## Given problem
Your task is to retype the lines from the opening of the material through the line that includes "string; level: 0". Do not copy the pictures.

________________________________________

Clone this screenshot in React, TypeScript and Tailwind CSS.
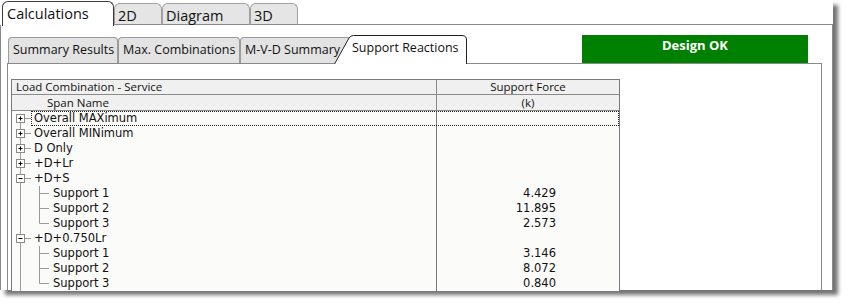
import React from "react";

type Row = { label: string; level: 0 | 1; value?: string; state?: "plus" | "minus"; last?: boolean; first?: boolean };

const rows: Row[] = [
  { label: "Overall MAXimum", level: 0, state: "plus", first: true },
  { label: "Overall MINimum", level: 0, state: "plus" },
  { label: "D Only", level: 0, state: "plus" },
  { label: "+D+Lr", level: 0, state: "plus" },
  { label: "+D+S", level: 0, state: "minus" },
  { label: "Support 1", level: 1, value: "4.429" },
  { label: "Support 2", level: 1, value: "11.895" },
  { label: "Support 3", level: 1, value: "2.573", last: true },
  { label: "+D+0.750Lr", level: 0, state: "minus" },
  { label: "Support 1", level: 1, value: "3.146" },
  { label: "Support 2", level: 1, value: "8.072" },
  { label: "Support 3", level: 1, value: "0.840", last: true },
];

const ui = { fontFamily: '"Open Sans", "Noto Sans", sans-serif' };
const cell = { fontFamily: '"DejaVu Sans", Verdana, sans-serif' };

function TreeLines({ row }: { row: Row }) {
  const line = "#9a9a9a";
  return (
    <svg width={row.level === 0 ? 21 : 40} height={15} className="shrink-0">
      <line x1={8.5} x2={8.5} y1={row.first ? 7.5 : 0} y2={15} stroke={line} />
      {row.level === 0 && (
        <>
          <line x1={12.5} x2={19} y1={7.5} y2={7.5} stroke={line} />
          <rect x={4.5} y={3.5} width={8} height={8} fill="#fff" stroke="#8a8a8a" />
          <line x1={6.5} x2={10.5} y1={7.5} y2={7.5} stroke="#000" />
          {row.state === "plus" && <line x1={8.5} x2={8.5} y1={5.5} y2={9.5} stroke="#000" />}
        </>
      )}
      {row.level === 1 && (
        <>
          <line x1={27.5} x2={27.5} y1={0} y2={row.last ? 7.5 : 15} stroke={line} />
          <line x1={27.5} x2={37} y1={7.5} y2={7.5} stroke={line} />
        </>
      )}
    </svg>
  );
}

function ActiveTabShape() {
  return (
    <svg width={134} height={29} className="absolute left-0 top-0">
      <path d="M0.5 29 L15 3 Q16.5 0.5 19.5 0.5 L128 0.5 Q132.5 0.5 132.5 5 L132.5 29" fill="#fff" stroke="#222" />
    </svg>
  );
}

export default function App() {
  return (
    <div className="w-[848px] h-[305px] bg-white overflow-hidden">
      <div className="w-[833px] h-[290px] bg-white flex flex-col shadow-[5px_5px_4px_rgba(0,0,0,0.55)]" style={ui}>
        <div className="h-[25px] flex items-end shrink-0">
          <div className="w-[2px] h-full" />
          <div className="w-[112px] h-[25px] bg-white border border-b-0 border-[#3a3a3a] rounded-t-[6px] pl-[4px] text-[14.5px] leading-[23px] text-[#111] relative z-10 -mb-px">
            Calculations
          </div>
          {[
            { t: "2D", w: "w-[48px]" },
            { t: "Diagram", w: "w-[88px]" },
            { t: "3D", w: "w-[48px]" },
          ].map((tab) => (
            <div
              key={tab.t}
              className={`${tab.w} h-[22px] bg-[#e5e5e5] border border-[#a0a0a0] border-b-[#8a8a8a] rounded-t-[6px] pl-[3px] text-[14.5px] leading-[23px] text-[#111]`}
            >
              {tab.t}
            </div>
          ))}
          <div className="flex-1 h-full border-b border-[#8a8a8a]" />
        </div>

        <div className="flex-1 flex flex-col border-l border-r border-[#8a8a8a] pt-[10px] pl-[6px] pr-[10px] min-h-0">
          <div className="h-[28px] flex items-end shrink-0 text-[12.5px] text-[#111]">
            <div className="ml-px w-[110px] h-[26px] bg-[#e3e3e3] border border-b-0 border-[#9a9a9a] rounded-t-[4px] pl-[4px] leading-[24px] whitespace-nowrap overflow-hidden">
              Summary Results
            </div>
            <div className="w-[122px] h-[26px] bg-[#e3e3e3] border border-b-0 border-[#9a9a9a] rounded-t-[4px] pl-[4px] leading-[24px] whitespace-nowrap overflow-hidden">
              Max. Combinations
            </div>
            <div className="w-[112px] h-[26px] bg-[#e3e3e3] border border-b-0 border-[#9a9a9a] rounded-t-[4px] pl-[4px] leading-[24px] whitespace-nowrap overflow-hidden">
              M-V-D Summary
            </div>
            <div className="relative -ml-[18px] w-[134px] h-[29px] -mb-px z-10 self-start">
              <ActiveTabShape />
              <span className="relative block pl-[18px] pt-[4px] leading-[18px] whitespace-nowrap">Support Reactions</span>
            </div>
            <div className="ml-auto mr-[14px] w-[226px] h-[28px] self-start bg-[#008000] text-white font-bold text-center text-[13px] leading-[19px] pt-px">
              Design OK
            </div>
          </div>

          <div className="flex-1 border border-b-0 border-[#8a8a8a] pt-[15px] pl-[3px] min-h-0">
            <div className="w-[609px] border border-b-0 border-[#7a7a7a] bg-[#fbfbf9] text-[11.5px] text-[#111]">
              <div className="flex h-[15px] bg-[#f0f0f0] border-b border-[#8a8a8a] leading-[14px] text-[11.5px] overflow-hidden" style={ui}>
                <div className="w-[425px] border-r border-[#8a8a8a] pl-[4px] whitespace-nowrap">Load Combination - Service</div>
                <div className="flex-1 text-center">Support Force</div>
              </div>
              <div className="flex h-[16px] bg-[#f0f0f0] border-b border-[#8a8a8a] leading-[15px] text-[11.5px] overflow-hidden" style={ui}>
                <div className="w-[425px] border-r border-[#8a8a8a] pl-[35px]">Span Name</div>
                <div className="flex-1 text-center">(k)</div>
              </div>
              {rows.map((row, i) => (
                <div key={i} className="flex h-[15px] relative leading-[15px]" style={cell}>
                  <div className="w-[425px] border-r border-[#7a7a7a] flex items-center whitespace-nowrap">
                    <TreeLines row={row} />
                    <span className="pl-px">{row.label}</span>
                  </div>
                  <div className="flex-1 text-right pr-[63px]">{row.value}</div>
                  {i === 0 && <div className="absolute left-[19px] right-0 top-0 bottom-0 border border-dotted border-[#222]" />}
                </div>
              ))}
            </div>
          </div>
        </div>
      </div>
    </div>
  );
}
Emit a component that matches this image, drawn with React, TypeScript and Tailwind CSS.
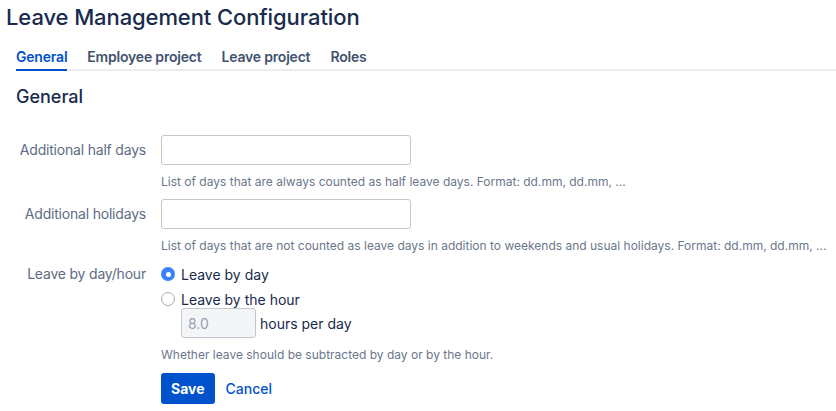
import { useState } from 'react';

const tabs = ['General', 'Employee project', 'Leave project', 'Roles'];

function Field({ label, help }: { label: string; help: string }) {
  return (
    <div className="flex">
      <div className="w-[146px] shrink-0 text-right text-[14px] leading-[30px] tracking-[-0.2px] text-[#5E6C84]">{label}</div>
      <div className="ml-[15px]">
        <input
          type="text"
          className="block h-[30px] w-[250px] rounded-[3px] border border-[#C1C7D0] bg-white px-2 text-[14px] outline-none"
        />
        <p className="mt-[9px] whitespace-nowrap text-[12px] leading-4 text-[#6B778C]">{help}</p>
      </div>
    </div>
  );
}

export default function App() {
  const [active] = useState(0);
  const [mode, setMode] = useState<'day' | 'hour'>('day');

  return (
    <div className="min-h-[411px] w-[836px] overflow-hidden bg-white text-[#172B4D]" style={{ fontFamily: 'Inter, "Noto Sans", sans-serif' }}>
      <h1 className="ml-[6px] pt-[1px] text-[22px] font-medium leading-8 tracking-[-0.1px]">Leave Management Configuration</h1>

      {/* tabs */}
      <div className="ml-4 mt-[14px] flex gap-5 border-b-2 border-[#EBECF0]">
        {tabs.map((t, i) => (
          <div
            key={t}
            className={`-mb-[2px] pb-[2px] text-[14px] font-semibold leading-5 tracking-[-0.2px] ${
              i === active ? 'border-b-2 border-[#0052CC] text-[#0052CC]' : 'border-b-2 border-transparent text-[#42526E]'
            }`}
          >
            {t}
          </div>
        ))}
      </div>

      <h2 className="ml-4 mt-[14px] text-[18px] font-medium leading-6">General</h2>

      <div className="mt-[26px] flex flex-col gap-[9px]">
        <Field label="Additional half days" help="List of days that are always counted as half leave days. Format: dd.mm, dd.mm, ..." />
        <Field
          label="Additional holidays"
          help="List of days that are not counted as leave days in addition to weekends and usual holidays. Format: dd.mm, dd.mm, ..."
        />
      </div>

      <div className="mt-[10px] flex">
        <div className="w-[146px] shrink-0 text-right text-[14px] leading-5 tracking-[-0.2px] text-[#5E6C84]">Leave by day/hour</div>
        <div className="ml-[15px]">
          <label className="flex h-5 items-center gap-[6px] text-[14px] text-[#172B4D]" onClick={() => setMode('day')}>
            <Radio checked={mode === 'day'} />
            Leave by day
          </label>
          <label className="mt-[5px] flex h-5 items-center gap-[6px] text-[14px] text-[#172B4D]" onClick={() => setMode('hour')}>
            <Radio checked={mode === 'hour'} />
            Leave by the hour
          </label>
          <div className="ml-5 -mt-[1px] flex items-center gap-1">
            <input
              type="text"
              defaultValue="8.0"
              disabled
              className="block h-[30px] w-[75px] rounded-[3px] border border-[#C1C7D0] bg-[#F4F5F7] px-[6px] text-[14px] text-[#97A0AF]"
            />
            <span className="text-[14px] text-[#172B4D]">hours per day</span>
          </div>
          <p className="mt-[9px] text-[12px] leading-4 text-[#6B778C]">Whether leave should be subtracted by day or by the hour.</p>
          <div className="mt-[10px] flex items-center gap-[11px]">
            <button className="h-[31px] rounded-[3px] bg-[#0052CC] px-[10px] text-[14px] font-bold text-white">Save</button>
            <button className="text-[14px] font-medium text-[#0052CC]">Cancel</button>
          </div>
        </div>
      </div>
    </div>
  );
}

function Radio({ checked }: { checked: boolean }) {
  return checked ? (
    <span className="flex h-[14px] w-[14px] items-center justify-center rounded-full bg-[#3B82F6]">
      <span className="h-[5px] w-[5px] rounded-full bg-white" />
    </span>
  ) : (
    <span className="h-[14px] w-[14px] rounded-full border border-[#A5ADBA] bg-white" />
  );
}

________________________________________

## Result of the exercise
Clone this screenshot in React, TypeScript and Tailwind CSS.
import React from "react";

type Row = { label: string; level: 0 | 1; value?: string; state?: "plus" | "minus"; last?: boolean; first?: boolean };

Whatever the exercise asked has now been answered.